I did a call with the leaders and Bill Graziano last Thursday to explain the results. Denver and Nashville were incredibly gracious about the decision, all the more meaningful to me given the long, tedious, and bumpy path to a decision that went against them.

We’ve still got work to do in Dallas. HQ will be doing a deeper assessment of the two sites and sending that back to the Board along with a detailed budget. Our hope is that by July 15th or so (please don’t hold me to that!) we’ll have the contract done and can set up the event site.

As you read all of this it’s probably easy to see villains, or to see us as bumblers, but my view is that neither is true. PASS is often viewed as a slowly moving organization, and one that takes few risks. For the SQLRally effort neither has been true. We had an idea, asked for a proposal, and without endless debate said “do it”, and we also made the decision to launch into execution of 2012 with no idea of how 2011 would work. An aggressive strategy, one that at a high level worked out as a big win.
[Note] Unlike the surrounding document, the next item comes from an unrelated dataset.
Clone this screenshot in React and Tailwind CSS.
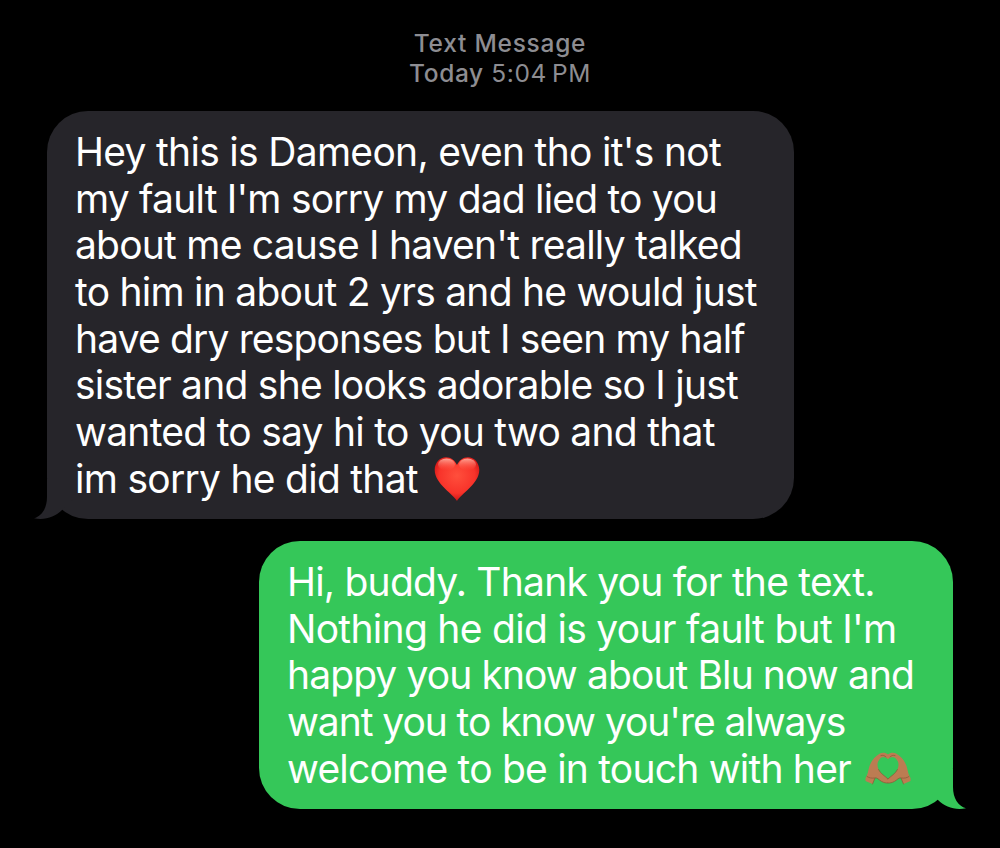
import clsx from "clsx";

const received = [
  { text: "Hey this is Dameon, even tho it's not", tracking: "tracking-[-0.7px]" },
  { text: "my fault I'm sorry my dad lied to you", tracking: "tracking-[-0.8px]" },
  { text: "about me cause I haven't really talked", tracking: "tracking-[-0.78px]" },
  { text: "to him in about 2 yrs and he would just", tracking: "tracking-[-0.75px]" },
  { text: "have dry responses but I seen my half", tracking: "tracking-[-0.85px]" },
  { text: "sister and she looks adorable so I just", tracking: "tracking-[-0.76px]" },
  { text: "wanted to say hi to you two and that", tracking: "tracking-[-0.74px]" },
  { text: "im sorry he did that", tracking: "tracking-[-0.73px]", icon: "heart" }
];

const sent = [
  { text: "Hi, buddy. Thank you for the text.", tracking: "tracking-[-0.78px]" },
  { text: "Nothing he did is your fault but I'm", tracking: "tracking-[-0.7px]" },
  { text: "happy you know about Blu now and", tracking: "tracking-[-0.9px]" },
  { text: "want you to know you're always", tracking: "tracking-[-1.06px]" },
  { text: "welcome to be in touch with her", tracking: "tracking-[-0.79px]", icon: "hands" }
];

const Heart = () => (
  <svg viewBox="0 0 46 46" className="ml-[16px] h-[46px] w-[46px] shrink-0">
    <defs>
      <radialGradient id="heartBody" cx="0.5" cy="0.42" r="0.62">
        <stop offset="0" stopColor="#ff4f3c" />
        <stop offset="0.65" stopColor="#f8332a" />
        <stop offset="1" stopColor="#c20d10" />
      </radialGradient>
      <linearGradient id="heartShine" x1="0" y1="0" x2="0" y2="1">
        <stop offset="0" stopColor="#ffb3a3" stopOpacity="0.9" />
        <stop offset="1" stopColor="#ff5a48" stopOpacity="0" />
      </linearGradient>
    </defs>
    <path
      d="M23 45C20 38.500 0.700 28 0.700 14C0.700 6.500 6 1.200 12 1.200C17 1.200 21 4.500 23 9C25 4.500 29 1.200 34 1.200C40 1.200 45.300 6.500 45.300 14C45.300 28 26 38.500 23 45Z"
      fill="url(#heartBody)"
    />
    <ellipse cx="12.500" cy="8.500" rx="8.500" ry="6" fill="url(#heartShine)" />
    <ellipse cx="33.500" cy="8.500" rx="8.500" ry="6" fill="url(#heartShine)" />
  </svg>
);

const Hand = () => (
  <>
    <path
      d="M0.500 26C3 22.500 3 18.500 4.500 14C6.500 8.500 10 4.500 14.500 1.800C17 0.200 20.500 0.200 23 2.500V7.300C20.500 4.800 17 4.800 15 6.800C12.200 9.500 11.800 13.500 13.500 17.500C15.500 21.800 20 24 23 27V31C20.500 31.500 17 30 14.500 28C12.500 26.300 11 25.500 10 26L7.500 32L0.500 29Z"
      fill="#bc7c52"
    />
    <path
      d="M13.500 17.500C15.500 21.800 20 24 23 27M23 31C20.500 31.500 17 30 14.500 28C12.500 26.300 11 25.500 10 26L7.500 32M16 3.500C18 3 19.500 3.500 21 5M2 24.500C4 26 7 26.500 9.500 26"
      fill="none"
      stroke="#8c5635"
      strokeWidth="0.7"
      strokeLinecap="round"
    />
  </>
);

const HeartHands = () => (
  <svg viewBox="0 0 46 33" className="relative -top-px ml-[14px] h-[33px] w-[46px] shrink-0">
    <Hand />
    <g transform="translate(46 0) scale(-1 1)">
      <Hand />
    </g>
  </svg>
);

const Tail = ({ mine }) => (
  <svg
    viewBox="0 0 52 40"
    className={clsx(
      "absolute bottom-0 h-[40px] w-[52px]",
      mine ? "-right-[13px] -scale-x-100 text-[#35c759]" : "-left-[13px] text-[#26252a]"
    )}
  >
    <path d="M13 0V18C13 29 8 37 0 39.300C11 41.500 21 38 28 31L50 10V0Z" fill="currentColor" />
  </svg>
);

const Bubble = ({ lines, mine }) => (
  <div
    className={clsx(
      "relative rounded-[41px] pl-[28px] pt-[18px]",
      mine ? "ml-[259px] mt-[22px] h-[268px] w-[694px] bg-[#35c759]" : "ml-[47px] h-[408px] w-[747px] bg-[#26252a]"
    )}
  >
    <Tail mine={mine} />
    {lines.map((line) => (
      <div key={line.text} className="relative flex h-[46.7px] items-center whitespace-nowrap text-[39px] leading-[46.7px]">
        <span className={line.tracking}>{line.text}</span>
        {line.icon === "heart" && <Heart />}
        {line.icon === "hands" && <HeartHands />}
      </div>
    ))}
  </div>
);

const App = () => {
  return (
    <div className="h-[848px] w-[1000px] overflow-hidden bg-black font-['Inter',sans-serif] text-white">
      <div className="flex h-[111px] flex-col items-center pt-[28px] text-[24.5px] leading-[30px] text-[#8d8d92]">
        <div className="font-medium tracking-[0.75px]">Text Message</div>
        <div className="tracking-[0.6px]">
          <span className="font-medium">Today</span> 5:04<span className="ml-[5px]">PM</span>
        </div>
      </div>
      <Bubble lines={received} />
      <Bubble lines={sent} mine />
    </div>
  );
};

export default App;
After taking some time off to recharge a bit more I’ll be working on the 2013 site selection. As I write this I’m not sure how it will change. The venue pain would go away if we budgeted for a room block, but that means going through the budget to see how much it would raise registration and adjusting other costs, and I think it also will require another look at ways to do it at lower cost, even if it means capping attendance at 350-400 (but which might enable us to do 2 a year in the US).
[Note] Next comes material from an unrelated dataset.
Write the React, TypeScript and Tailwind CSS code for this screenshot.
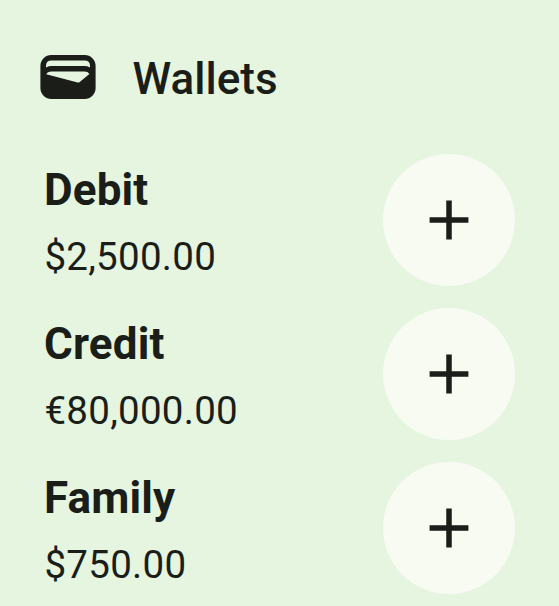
const wallets = [
  { name: "Debit", amount: "$2,500.00" },
  { name: "Credit", amount: "€80,000.00" },
  { name: "Family", amount: "$750.00" },
];

export default function App() {
  return (
    <main className="h-[606px] w-[559px] overflow-hidden bg-[#e5f5e0] font-['Roboto',sans-serif] text-[#1a1d18]">
      <header className="flex h-[154px] items-start pl-10 pt-[55px]">
        <svg width="56" height="44" viewBox="0 0 56 44" aria-hidden="true">
          <rect x="0.4" width="55.2" height="44" rx="11" fill="currentColor" />
          <path d="M6 12.4V11Q6 5.6 11.5 5.6H44.5Q50 5.6 50 11V12.4Q47.5 11 44.5 11H11.5Q8.5 11 6 12.4Z" fill="#e5f5e0" />
          <path d="M6.3 19.2Q7.5 16.6 11.5 16.6H44.5Q48 16.6 49.4 19L39.4 27.2Q38.7 27.8 37.7 27.5Z" fill="#e5f5e0" />
        </svg>
        <h1 className="ml-[36.5px] text-[44px] font-medium leading-[48px]">Wallets</h1>
      </header>
      <ul className="flex flex-col gap-[22px]">
        {wallets.map(({ name, amount }) => (
          <li key={name} className="flex h-[132px] items-center justify-between px-11">
            <div className="pt-2">
              <h2 className="text-[44px] font-bold leading-[66px] tracking-[0.15px]">{name}</h2>
              <p className="pl-[0.4px] text-[38.5px] leading-[68px] tracking-[0.28px]">{amount}</p>
            </div>
            <button aria-label={`Add to ${name}`} className="flex size-[132px] items-center justify-center rounded-full bg-[#f8fbf2]">
              <svg width="40" height="40" viewBox="0 0 40 40" aria-hidden="true">
                <path d="M20 0.6V39.4M0.6 20H39.4" fill="none" stroke="currentColor" strokeWidth="5.5" />
              </svg>
            </button>
          </li>
        ))}
      </ul>
    </main>
  );
}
I’d like to preserve the idea of a community vote on the site, but we’ve got to do more to make sure that we are voting on good and financially responsible sites, and that may be at odds with the way we tried to do it this year.. We’ve got to define the scope better too, as a minimum I believe we will define the date we want (no spread across Apr-Jun) and I think we’ll require it to be at a hotel or convention center with attached hotel because we believe the on site networking is a very big piece of what we want to accomplish.

To the teams in Nashville and Denver, thank you for participating and doing all we asked of you. You’ve earned some karma with me for sure. To Team Dallas, congratulations on winning, even if it wasn’t quite the way you wanted, and now that you’ve won, I challenge you to do it better than we did in Orlando!